# dead apple snail



## lwstinkinsweet (Aug 2, 2005)

the fishtank at work has two white apple snails. i found one dead the other day. i dont know if it was from disease or not since i found it after a weekend and it had been eaten pretty much. the other fish and snail seem to be doing well so i am keeping a close eye on them though.


----------



## fishboy (Feb 26, 2005)

are your fish pretty hardy? A dead snail corpes is very toxic


----------



## Damon (Jan 18, 2005)

No more toxic than a dead fish corpse.

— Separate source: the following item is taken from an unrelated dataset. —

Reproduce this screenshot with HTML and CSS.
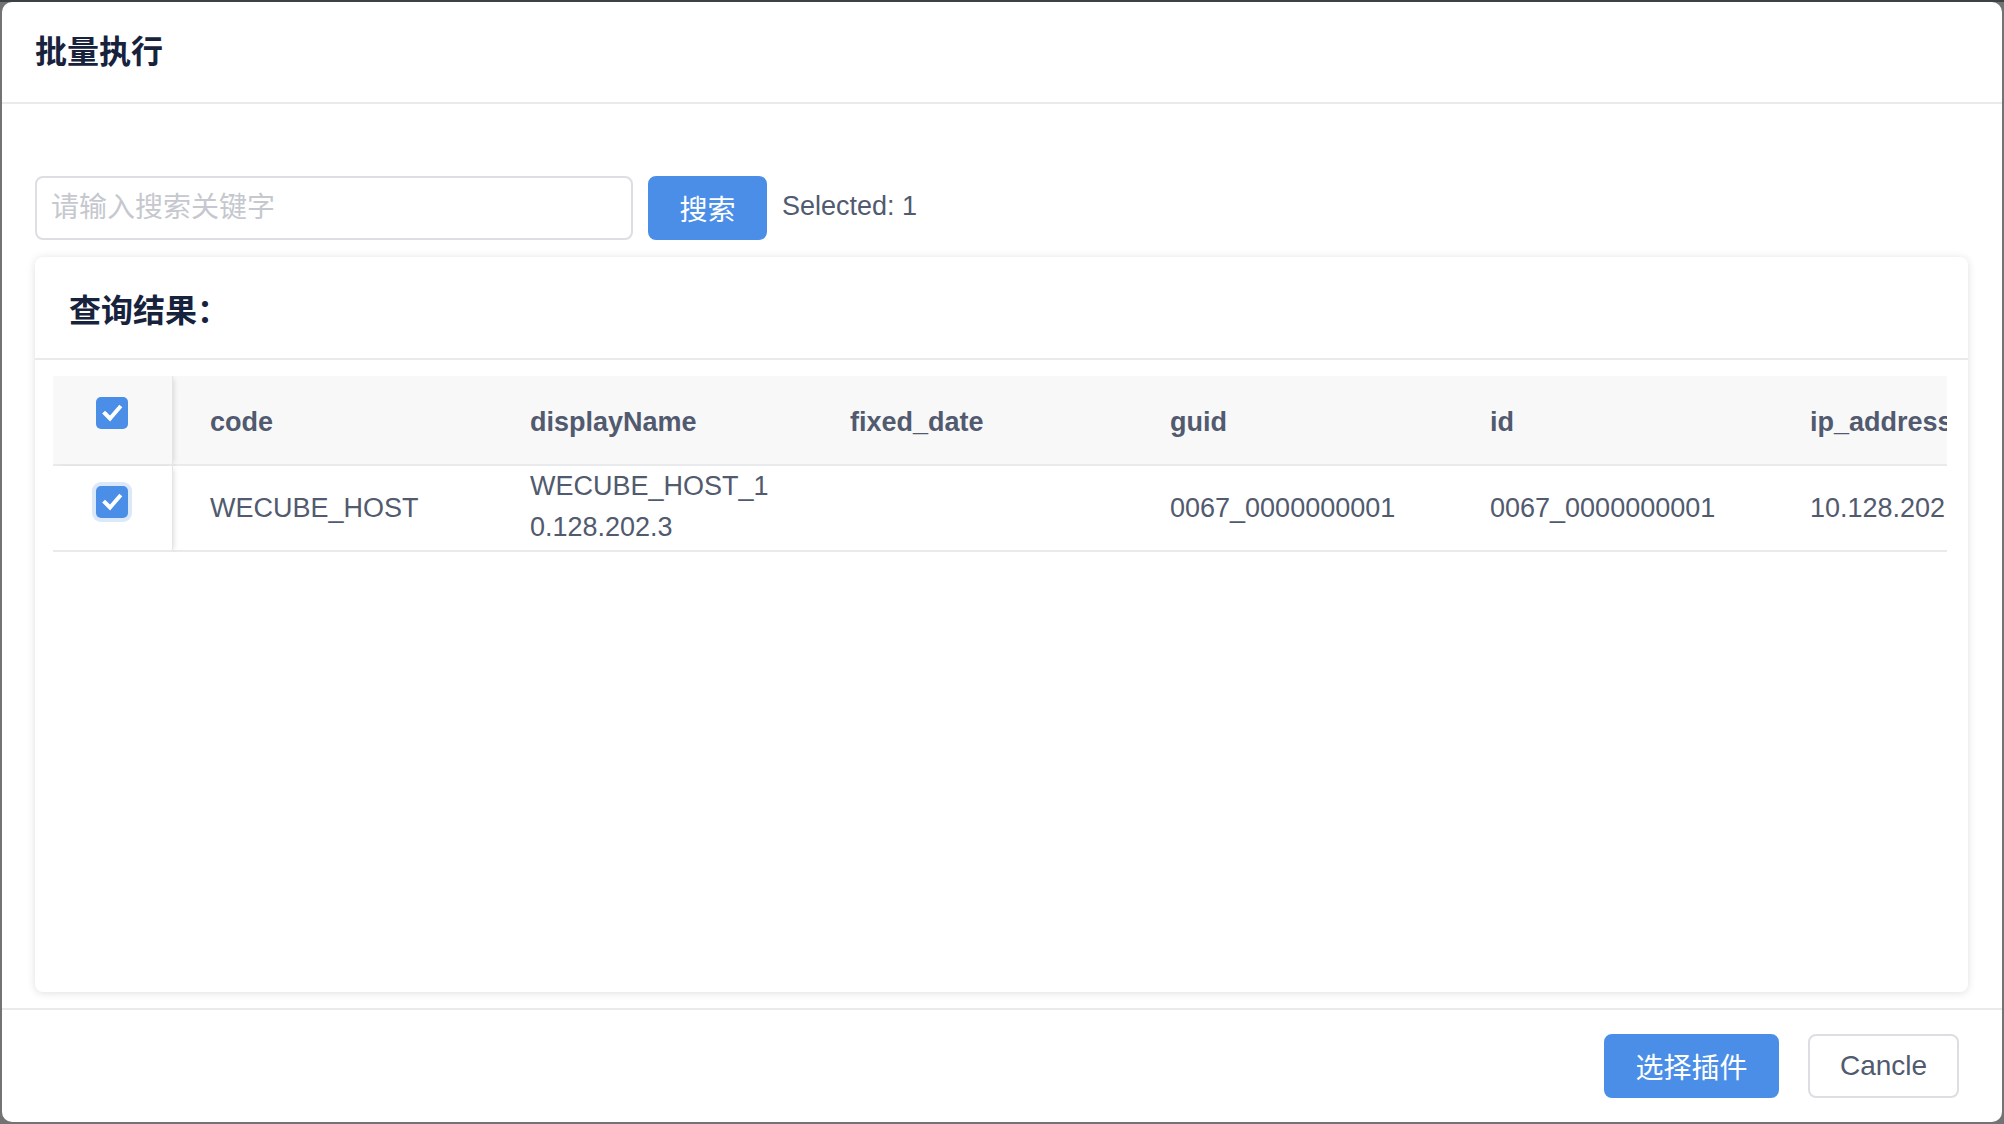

Just remove the snail.


----------



## lwstinkinsweet (Aug 2, 2005)

i removed it. i dont know if they are hardy or not. i just started taking care of them a month ago, but when i got into the room, the tank had tons of algea in it (so bad the walls of the tank down in the rocks was solid dark green) and the water was dirty. the filter hadn't been changed in about six months. so i got it all cleaned out and taken care of. the water is clean now. but the woman who was taking care of them thought that they didn't need water changes ever. sooo...they must be pretty tough to live in that dirty water and still be healthy. there are about three or four neon tetras, two fish i dont know what they are, an angel fish, a snail (there were two), and a clam?? but i dont know if the clam is alive or dead. i cannot tell. it is strange. i dont know anything about any of those fish. just bettas and some stuff about snails. so i guess i am going to find out since the tank has been left to me.


----------